--- start of Information shown ---

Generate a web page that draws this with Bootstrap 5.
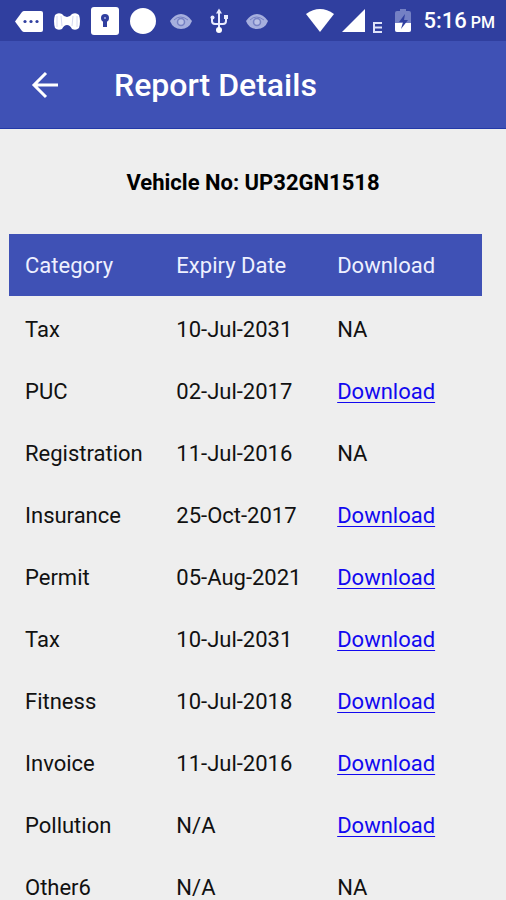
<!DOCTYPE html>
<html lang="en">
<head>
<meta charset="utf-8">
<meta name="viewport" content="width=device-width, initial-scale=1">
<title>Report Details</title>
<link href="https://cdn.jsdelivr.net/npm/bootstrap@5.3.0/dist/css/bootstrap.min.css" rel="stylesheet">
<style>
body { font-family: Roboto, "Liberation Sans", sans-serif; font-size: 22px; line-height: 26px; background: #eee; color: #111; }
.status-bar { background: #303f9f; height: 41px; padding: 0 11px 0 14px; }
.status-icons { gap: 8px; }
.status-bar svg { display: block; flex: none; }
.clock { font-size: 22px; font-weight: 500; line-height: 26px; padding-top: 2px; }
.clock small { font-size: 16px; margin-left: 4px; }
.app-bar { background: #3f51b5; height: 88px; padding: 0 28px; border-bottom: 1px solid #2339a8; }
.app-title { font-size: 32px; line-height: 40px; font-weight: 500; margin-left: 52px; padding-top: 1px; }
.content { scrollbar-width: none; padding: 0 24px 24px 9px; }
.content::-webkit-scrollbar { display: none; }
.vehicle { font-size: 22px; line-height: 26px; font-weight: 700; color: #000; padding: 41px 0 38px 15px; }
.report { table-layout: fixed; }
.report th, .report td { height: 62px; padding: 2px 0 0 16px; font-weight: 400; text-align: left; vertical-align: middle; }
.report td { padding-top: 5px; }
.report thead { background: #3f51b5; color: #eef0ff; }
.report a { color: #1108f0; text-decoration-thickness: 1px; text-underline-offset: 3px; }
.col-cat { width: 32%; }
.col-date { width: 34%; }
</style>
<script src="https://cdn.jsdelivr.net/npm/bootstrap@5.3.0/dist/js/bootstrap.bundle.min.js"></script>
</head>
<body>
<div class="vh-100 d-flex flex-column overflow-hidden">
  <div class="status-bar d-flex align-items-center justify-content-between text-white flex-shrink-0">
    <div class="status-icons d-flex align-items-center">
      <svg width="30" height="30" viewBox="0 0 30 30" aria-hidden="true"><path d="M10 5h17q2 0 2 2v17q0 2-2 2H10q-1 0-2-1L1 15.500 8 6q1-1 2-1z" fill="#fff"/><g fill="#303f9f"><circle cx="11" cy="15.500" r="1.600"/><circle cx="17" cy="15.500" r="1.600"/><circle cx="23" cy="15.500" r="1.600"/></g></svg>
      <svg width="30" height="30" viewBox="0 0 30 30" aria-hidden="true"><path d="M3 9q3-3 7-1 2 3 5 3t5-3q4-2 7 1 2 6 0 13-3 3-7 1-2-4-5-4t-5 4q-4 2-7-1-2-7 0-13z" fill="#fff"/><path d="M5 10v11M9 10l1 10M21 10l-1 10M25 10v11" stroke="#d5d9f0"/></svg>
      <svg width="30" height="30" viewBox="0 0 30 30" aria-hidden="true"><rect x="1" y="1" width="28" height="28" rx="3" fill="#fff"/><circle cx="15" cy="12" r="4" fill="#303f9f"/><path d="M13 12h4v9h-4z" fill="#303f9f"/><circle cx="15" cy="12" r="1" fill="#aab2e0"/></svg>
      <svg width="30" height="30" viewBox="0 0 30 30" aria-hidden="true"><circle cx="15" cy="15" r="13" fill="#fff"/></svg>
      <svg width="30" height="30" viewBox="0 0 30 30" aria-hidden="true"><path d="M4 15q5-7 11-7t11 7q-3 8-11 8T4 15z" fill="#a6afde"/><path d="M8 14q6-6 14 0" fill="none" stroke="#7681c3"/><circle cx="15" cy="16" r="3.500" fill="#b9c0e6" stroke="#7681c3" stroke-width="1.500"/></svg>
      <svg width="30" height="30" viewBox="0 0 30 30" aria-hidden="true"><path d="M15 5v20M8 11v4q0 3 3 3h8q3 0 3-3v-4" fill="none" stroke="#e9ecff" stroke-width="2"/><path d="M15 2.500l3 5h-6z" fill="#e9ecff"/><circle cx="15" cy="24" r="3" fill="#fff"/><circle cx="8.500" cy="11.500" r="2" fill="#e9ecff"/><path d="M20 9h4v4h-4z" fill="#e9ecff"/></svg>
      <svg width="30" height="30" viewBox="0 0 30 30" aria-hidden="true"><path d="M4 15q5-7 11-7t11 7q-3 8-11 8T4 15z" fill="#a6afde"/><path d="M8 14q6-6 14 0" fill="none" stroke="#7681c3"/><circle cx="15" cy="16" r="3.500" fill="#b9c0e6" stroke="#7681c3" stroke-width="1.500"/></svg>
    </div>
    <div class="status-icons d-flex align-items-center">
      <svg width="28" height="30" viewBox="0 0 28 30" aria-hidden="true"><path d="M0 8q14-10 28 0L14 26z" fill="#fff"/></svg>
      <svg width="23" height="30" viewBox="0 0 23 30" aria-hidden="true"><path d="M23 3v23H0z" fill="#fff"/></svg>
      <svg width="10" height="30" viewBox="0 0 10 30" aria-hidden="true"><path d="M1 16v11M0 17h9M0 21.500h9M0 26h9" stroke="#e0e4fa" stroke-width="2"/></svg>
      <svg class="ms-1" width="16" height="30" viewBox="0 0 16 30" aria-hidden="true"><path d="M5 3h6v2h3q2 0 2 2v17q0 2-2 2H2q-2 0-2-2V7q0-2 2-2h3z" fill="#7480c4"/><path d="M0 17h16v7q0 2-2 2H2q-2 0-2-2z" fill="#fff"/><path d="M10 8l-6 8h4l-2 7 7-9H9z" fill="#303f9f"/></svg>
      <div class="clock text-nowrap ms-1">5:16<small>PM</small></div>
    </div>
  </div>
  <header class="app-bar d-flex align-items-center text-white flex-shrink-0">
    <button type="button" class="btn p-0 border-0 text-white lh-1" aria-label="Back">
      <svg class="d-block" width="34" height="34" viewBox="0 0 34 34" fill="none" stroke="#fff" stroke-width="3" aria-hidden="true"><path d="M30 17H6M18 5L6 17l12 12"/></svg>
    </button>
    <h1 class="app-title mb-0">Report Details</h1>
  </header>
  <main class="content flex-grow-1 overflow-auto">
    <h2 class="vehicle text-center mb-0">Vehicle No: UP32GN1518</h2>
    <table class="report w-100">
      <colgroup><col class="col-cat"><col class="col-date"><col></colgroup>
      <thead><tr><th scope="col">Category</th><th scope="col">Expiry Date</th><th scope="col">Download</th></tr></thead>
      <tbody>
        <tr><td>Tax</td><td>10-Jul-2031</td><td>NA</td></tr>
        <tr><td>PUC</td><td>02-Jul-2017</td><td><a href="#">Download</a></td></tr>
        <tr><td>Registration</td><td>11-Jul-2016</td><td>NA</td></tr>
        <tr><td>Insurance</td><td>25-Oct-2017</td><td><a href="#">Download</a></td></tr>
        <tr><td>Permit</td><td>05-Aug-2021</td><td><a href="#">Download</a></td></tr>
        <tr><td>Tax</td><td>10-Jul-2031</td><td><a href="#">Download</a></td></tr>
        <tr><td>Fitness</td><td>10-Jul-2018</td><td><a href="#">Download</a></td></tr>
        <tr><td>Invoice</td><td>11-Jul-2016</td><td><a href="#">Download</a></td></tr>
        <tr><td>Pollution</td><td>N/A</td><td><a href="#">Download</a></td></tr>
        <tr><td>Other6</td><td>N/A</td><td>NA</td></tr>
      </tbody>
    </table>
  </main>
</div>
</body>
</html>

--- end of Information shown ---

Exercise objective:
Transcribe the material exactly, leaving every picture out.

Exercise solution:
Generate a web page that draws this with Bootstrap 5.
<!DOCTYPE html>
<html lang="en">
<head>
<meta charset="utf-8">
<meta name="viewport" content="width=device-width, initial-scale=1">
<title>Report Details</title>
<link href="https://cdn.jsdelivr.net/npm/bootstrap@5.3.0/dist/css/bootstrap.min.css" rel="stylesheet">
<style>
body { font-family: Roboto, "Liberation Sans", sans-serif; font-size: 22px; line-height: 26px; background: #eee; color: #111; }
.status-bar { background: #303f9f; height: 41px; padding: 0 11px 0 14px; }
.status-icons { gap: 8px; }
.status-bar svg { display: block; flex: none; }
.clock { font-size: 22px; font-weight: 500; line-height: 26px; padding-top: 2px; }
.clock small { font-size: 16px; margin-left: 4px; }
.app-bar { background: #3f51b5; height: 88px; padding: 0 28px; border-bottom: 1px solid #2339a8; }
.app-title { font-size: 32px; line-height: 40px; font-weight: 500; margin-left: 52px; padding-top: 1px; }
.content { scrollbar-width: none; padding: 0 24px 24px 9px; }
.content::-webkit-scrollbar { display: none; }
.vehicle { font-size: 22px; line-height: 26px; font-weight: 700; color: #000; padding: 41px 0 38px 15px; }
.report { table-layout: fixed; }
.report th, .report td { height: 62px; padding: 2px 0 0 16px; font-weight: 400; text-align: left; vertical-align: middle; }
.report td { padding-top: 5px; }
.report thead { background: #3f51b5; color: #eef0ff; }
.report a { color: #1108f0; text-decoration-thickness: 1px; text-underline-offset: 3px; }
.col-cat { width: 32%; }
.col-date { width: 34%; }
</style>
<script src="https://cdn.jsdelivr.net/npm/bootstrap@5.3.0/dist/js/bootstrap.bundle.min.js"></script>
</head>
<body>
<div class="vh-100 d-flex flex-column overflow-hidden">
  <div class="status-bar d-flex align-items-center justify-content-between text-white flex-shrink-0">
    <div class="status-icons d-flex align-items-center">
      <svg width="30" height="30" viewBox="0 0 30 30" aria-hidden="true"><path d="M10 5h17q2 0 2 2v17q0 2-2 2H10q-1 0-2-1L1 15.500 8 6q1-1 2-1z" fill="#fff"/><g fill="#303f9f"><circle cx="11" cy="15.500" r="1.600"/><circle cx="17" cy="15.500" r="1.600"/><circle cx="23" cy="15.500" r="1.600"/></g></svg>
      <svg width="30" height="30" viewBox="0 0 30 30" aria-hidden="true"><path d="M3 9q3-3 7-1 2 3 5 3t5-3q4-2 7 1 2 6 0 13-3 3-7 1-2-4-5-4t-5 4q-4 2-7-1-2-7 0-13z" fill="#fff"/><path d="M5 10v11M9 10l1 10M21 10l-1 10M25 10v11" stroke="#d5d9f0"/></svg>
      <svg width="30" height="30" viewBox="0 0 30 30" aria-hidden="true"><rect x="1" y="1" width="28" height="28" rx="3" fill="#fff"/><circle cx="15" cy="12" r="4" fill="#303f9f"/><path d="M13 12h4v9h-4z" fill="#303f9f"/><circle cx="15" cy="12" r="1" fill="#aab2e0"/></svg>
      <svg width="30" height="30" viewBox="0 0 30 30" aria-hidden="true"><circle cx="15" cy="15" r="13" fill="#fff"/></svg>
      <svg width="30" height="30" viewBox="0 0 30 30" aria-hidden="true"><path d="M4 15q5-7 11-7t11 7q-3 8-11 8T4 15z" fill="#a6afde"/><path d="M8 14q6-6 14 0" fill="none" stroke="#7681c3"/><circle cx="15" cy="16" r="3.500" fill="#b9c0e6" stroke="#7681c3" stroke-width="1.500"/></svg>
      <svg width="30" height="30" viewBox="0 0 30 30" aria-hidden="true"><path d="M15 5v20M8 11v4q0 3 3 3h8q3 0 3-3v-4" fill="none" stroke="#e9ecff" stroke-width="2"/><path d="M15 2.500l3 5h-6z" fill="#e9ecff"/><circle cx="15" cy="24" r="3" fill="#fff"/><circle cx="8.500" cy="11.500" r="2" fill="#e9ecff"/><path d="M20 9h4v4h-4z" fill="#e9ecff"/></svg>
      <svg width="30" height="30" viewBox="0 0 30 30" aria-hidden="true"><path d="M4 15q5-7 11-7t11 7q-3 8-11 8T4 15z" fill="#a6afde"/><path d="M8 14q6-6 14 0" fill="none" stroke="#7681c3"/><circle cx="15" cy="16" r="3.500" fill="#b9c0e6" stroke="#7681c3" stroke-width="1.500"/></svg>
    </div>
    <div class="status-icons d-flex align-items-center">
      <svg width="28" height="30" viewBox="0 0 28 30" aria-hidden="true"><path d="M0 8q14-10 28 0L14 26z" fill="#fff"/></svg>
      <svg width="23" height="30" viewBox="0 0 23 30" aria-hidden="true"><path d="M23 3v23H0z" fill="#fff"/></svg>
      <svg width="10" height="30" viewBox="0 0 10 30" aria-hidden="true"><path d="M1 16v11M0 17h9M0 21.500h9M0 26h9" stroke="#e0e4fa" stroke-width="2"/></svg>
      <svg class="ms-1" width="16" height="30" viewBox="0 0 16 30" aria-hidden="true"><path d="M5 3h6v2h3q2 0 2 2v17q0 2-2 2H2q-2 0-2-2V7q0-2 2-2h3z" fill="#7480c4"/><path d="M0 17h16v7q0 2-2 2H2q-2 0-2-2z" fill="#fff"/><path d="M10 8l-6 8h4l-2 7 7-9H9z" fill="#303f9f"/></svg>
      <div class="clock text-nowrap ms-1">5:16<small>PM</small></div>
    </div>
  </div>
  <header class="app-bar d-flex align-items-center text-white flex-shrink-0">
    <button type="button" class="btn p-0 border-0 text-white lh-1" aria-label="Back">
      <svg class="d-block" width="34" height="34" viewBox="0 0 34 34" fill="none" stroke="#fff" stroke-width="3" aria-hidden="true"><path d="M30 17H6M18 5L6 17l12 12"/></svg>
    </button>
    <h1 class="app-title mb-0">Report Details</h1>
  </header>
  <main class="content flex-grow-1 overflow-auto">
    <h2 class="vehicle text-center mb-0">Vehicle No: UP32GN1518</h2>
    <table class="report w-100">
      <colgroup><col class="col-cat"><col class="col-date"><col></colgroup>
      <thead><tr><th scope="col">Category</th><th scope="col">Expiry Date</th><th scope="col">Download</th></tr></thead>
      <tbody>
        <tr><td>Tax</td><td>10-Jul-2031</td><td>NA</td></tr>
        <tr><td>PUC</td><td>02-Jul-2017</td><td><a href="#">Download</a></td></tr>
        <tr><td>Registration</td><td>11-Jul-2016</td><td>NA</td></tr>
        <tr><td>Insurance</td><td>25-Oct-2017</td><td><a href="#">Download</a></td></tr>
        <tr><td>Permit</td><td>05-Aug-2021</td><td><a href="#">Download</a></td></tr>
        <tr><td>Tax</td><td>10-Jul-2031</td><td><a href="#">Download</a></td></tr>
        <tr><td>Fitness</td><td>10-Jul-2018</td><td><a href="#">Download</a></td></tr>
        <tr><td>Invoice</td><td>11-Jul-2016</td><td><a href="#">Download</a></td></tr>
        <tr><td>Pollution</td><td>N/A</td><td><a href="#">Download</a></td></tr>
        <tr><td>Other6</td><td>N/A</td><td>NA</td></tr>
      </tbody>
    </table>
  </main>
</div>
</body>
</html>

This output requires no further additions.